++++ MATERIAL PROVIDED
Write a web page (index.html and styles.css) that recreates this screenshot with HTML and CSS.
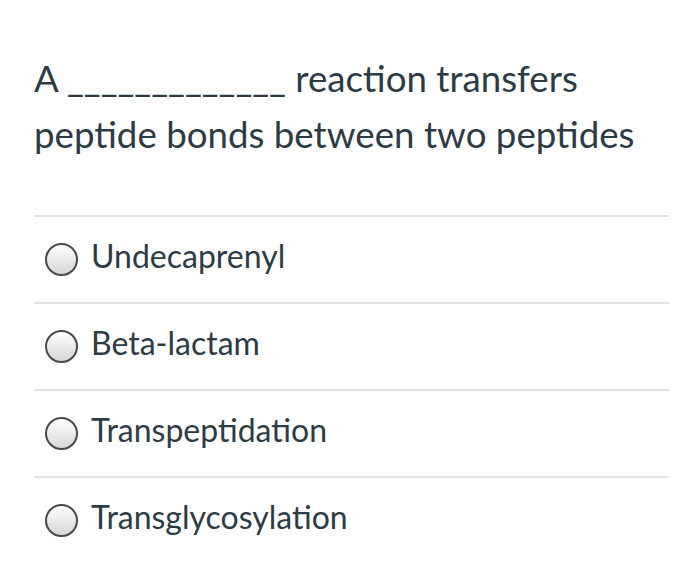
FILE: index.html
```html
<!DOCTYPE html>
<html>
<head>
<meta charset="utf-8">
<link rel="stylesheet" href="styles.css">
</head>
<body>
<div class="quiz">
  <p class="question">A _____________ reaction transfers peptide bonds between two peptides</p>
  <ul class="answers">
    <li class="answer"><span class="radio"></span><span class="label">Undecaprenyl</span></li>
    <li class="answer"><span class="radio"></span><span class="label">Beta-lactam</span></li>
    <li class="answer"><span class="radio"></span><span class="label">Transpeptidation</span></li>
    <li class="answer"><span class="radio"></span><span class="label">Transglycosylation</span></li>
  </ul>
</div>
</body>
</html>
```
FILE: styles.css
```css
html, body {
  margin: 0;
  padding: 0;
  background: #ffffff;
}
body {
  font-family: Lato, "Open Sans", sans-serif;
  color: #2d3b45;
}
.quiz {
  padding: 50px 31px 0 34px;
}
.question {
  margin: 0 0 53px 0;
  font-size: 36.7px;
  line-height: 56px;
  width: 620px;
}
.answers {
  list-style: none;
  margin: 0;
  padding: 0;
}
.answer {
  display: flex;
  align-items: center;
  height: 85px;
  border-top: 2px solid #e2e2e2;
  padding-left: 11px;
}
.radio {
  width: 29px;
  height: 29px;
  border: 2px solid #444a4f;
  border-radius: 50%;
  background: linear-gradient(#ffffff, #d6d6d6);
  flex: none;
  margin-right: 13px;
}
.label {
  font-size: 32px;
  padding-bottom: 8px;
}
```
++++++++
◆ WHAT THE TASK ASKS ◆
Wherever a line in the data above holds "index", copy that line.

◆ EXERCISE RESPONSE ◆
Write a web page (index.html and styles.css) that recreates this screenshot with HTML and CSS.
FILE: index.html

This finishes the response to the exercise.